RNA distribution clustering

A collaboration with Marianne Bauer

T cells play an important role in our immune system. To be able to effectively clear tumors and viruses, T cells have to switch from resting to an activated state. This switch includes substantial remodeling of T cell’s transcriptome and proteome.

We previously used experimental data to build distribution profiles of RNAs among different ribosome-bound states, which are a proxy for RNA translation. By comparing distributions between resting and activated state of T cells, we can learn what happens to translation of certain RNA species when cells become activated.
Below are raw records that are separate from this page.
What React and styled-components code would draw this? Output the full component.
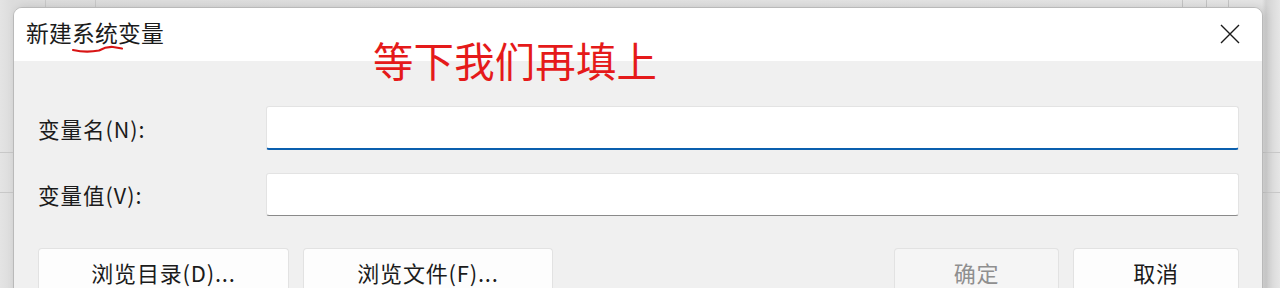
import React from "react";
import styled, { createGlobalStyle } from "styled-components";

const GlobalStyle = createGlobalStyle`
  html, body {
    margin: 0;
    padding: 0;
    background: #e9e9e9;
  }
  * {
    box-sizing: border-box;
  }
`;

const cjk = `"Noto Sans CJK SC", "Noto Sans", "Liberation Sans", sans-serif`;

const Backdrop = styled.div`
  position: relative;
  width: 1280px;
  height: 288px;
  overflow: hidden;
  padding: 7px 17px 0 13px;
  font-family: ${cjk};
  background:
    linear-gradient(90deg, transparent 45px, #c9c9c9 45px, #c9c9c9 46px, transparent 46px),
    linear-gradient(90deg, transparent 95px, #c9c9c9 95px, #c9c9c9 96px, transparent 96px),
    linear-gradient(90deg, transparent 1182px, #c4c4c4 1182px, #c4c4c4 1183px, transparent 1183px),
    linear-gradient(90deg, transparent 1206px, #c4c4c4 1206px, #c4c4c4 1207px, transparent 1207px),
    linear-gradient(90deg, transparent 1228px, #c4c4c4 1228px, #c4c4c4 1229px, transparent 1229px),
    linear-gradient(180deg, transparent 152px, #c8c8c8 152px, #c8c8c8 153px, transparent 153px),
    linear-gradient(180deg, transparent 192px, #c8c8c8 192px, #c8c8c8 193px, transparent 193px),
    linear-gradient(90deg, #e4e4e4 0, #dcdcdc 12px, #e4e4e4 1262px, #d2d2d2 1266px, #e6e6e6 1280px);
`;

const Dialog = styled.div`
  width: 1250px;
  height: 300px;
  background: #f0f0f0;
  border: 1px solid #b9b9b9;
  border-radius: 9px 9px 0 0;
  overflow: hidden;
  box-shadow: 3px 0 8px rgba(0, 0, 0, 0.12);
  display: flex;
  flex-direction: column;
`;

const TitleBar = styled.div`
  height: 53px;
  flex-shrink: 0;
  background: #ffffff;
  display: flex;
  align-items: center;
  justify-content: space-between;
  padding: 0 17px 0 12px;
`;

const Title = styled.span`
  font-size: 22.8px;
  color: #1b1b1b;
  letter-spacing: 0.2px;
  margin-top: -5px;
`;

const CloseButton = styled.button`
  width: 30px;
  height: 30px;
  border: none;
  background: transparent;
  padding: 0;
  display: flex;
  align-items: center;
  justify-content: center;
  margin-top: -1px;
`;

const Body = styled.div`
  padding: 45px 23px 0 24px;
  display: flex;
  flex-direction: column;
`;

const FieldRow = styled.div`
  display: grid;
  grid-template-columns: 228px 1fr;
  align-items: center;
  margin-bottom: ${(p) => p.$gap}px;
`;

const Label = styled.label`
  font-size: 21.5px;
  letter-spacing: 1px;
  color: #1b1b1b;
`;

const Input = styled.input`
  height: ${(p) => p.$h}px;
  width: 100%;
  background: #ffffff;
  border: 1px solid #e3e3e3;
  border-bottom: ${(p) => (p.$focused ? "2px solid #0a5fae" : "1px solid #8a8a8a")};
  border-radius: 3px;
  outline: none;
  font-family: ${cjk};
  font-size: 18px;
`;

const ButtonRow = styled.div`
  display: flex;
  align-items: flex-start;
  gap: 14px;
  margin-top: 9px;
`;

const Button = styled.button`
  width: ${(p) => p.$w}px;
  height: 50px;
  background: ${(p) => (p.$disabled ? "#f5f5f5" : "#fdfdfd")};
  border: 1px solid #e2e2e2;
  border-bottom-color: #d0d0d0;
  border-radius: 4px;
  font-family: ${cjk};
  font-size: 22px;
  letter-spacing: 0.8px;
  color: ${(p) => (p.$disabled ? "#8f8f8f" : "#1b1b1b")};
  padding: 0;
  padding-bottom: 2px;
`;

const Spacer = styled.div`
  flex: 1;
`;

const Annotation = styled.div`
  position: absolute;
  left: 373px;
  top: 36px;
  font-family: ${cjk};
  font-size: 40.4px;
  color: #e51a1a;
  letter-spacing: 0.2px;
  line-height: 1.2;
  pointer-events: none;
`;

const Scribble = styled.svg`
  position: absolute;
  left: 0;
  top: 0;
  pointer-events: none;
`;

export default function App() {
  return (
    <>
      <GlobalStyle />
      <Backdrop>
        <Dialog>
          <TitleBar>
            <Title>新建系统变量</Title>
            <CloseButton aria-label="关闭">
              <svg width="22" height="22" viewBox="0 0 22 22">
                <path d="M2 2 L20 20 M20 2 L2 20" stroke="#1a1a1a" strokeWidth="1.4" fill="none" />
              </svg>
            </CloseButton>
          </TitleBar>
          <Body>
            <FieldRow $gap={23}>
              <Label>变量名(N):</Label>
              <Input $h={44} $focused />
            </FieldRow>
            <FieldRow $gap={23}>
              <Label>变量值(V):</Label>
              <Input $h={43} />
            </FieldRow>
            <ButtonRow>
              <Button $w={251}>浏览目录(D)...</Button>
              <Button $w={250}>浏览文件(F)...</Button>
              <Spacer />
              <Button $w={165} $disabled>确定</Button>
              <Button $w={166}>取消</Button>
            </ButtonRow>
          </Body>
        </Dialog>
        <Annotation>等下我们再填上</Annotation>
        <Scribble width="200" height="70" viewBox="0 0 200 70">
          <path
            d="M73 50 Q 86 53 99 50.5 Q 106 46.5 113 47 L 122 48.5"
            stroke="#d81414"
            strokeWidth="2.2"
            fill="none"
            strokeLinecap="round"
          />
        </Scribble>
      </Backdrop>
    </>
  );
}
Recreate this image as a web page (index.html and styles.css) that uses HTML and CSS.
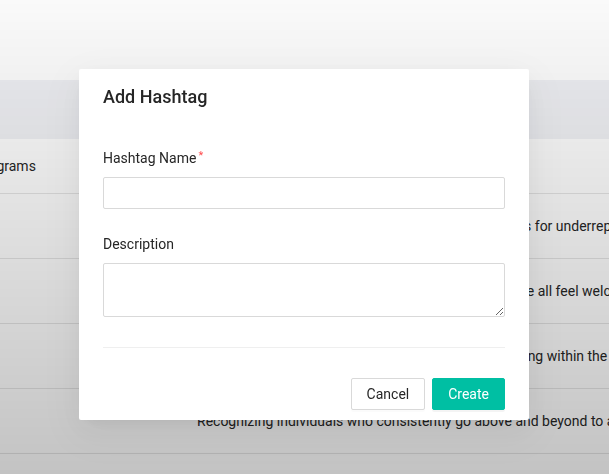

In this project, we want to learn which types of distributions RNAs follow and how they change upon T cell activation. To this aim, we will cluster RNA distributions based on their shape. We will initially rely on the intuition that for each biologically meaningful cluster of RNA distributions, the clusters should be Gaussian distributed for each condition of T-cell activation. We will then cluster RNA translation profiles with a constraint of Gaussian distributions in each cluster. For comparison, we can use an information-theoretic clustering and k-means, and compare also to RNA clusters in the clustering found so far using the Pearson coefficient. In parallel, we will investigate what distributions fit best the currently found clusters, and variations over conditions.

Practically, this project involves you familiarizing yourself with data-analysis methods, including ones where we can make analytical progress. You will learn how to interpret your clusterings both through the data, as well as through a mathematical analysis of the clustering, that should be able help predict when different clustering methods yield different results.

Cover figure: Initial hierarchical clustering.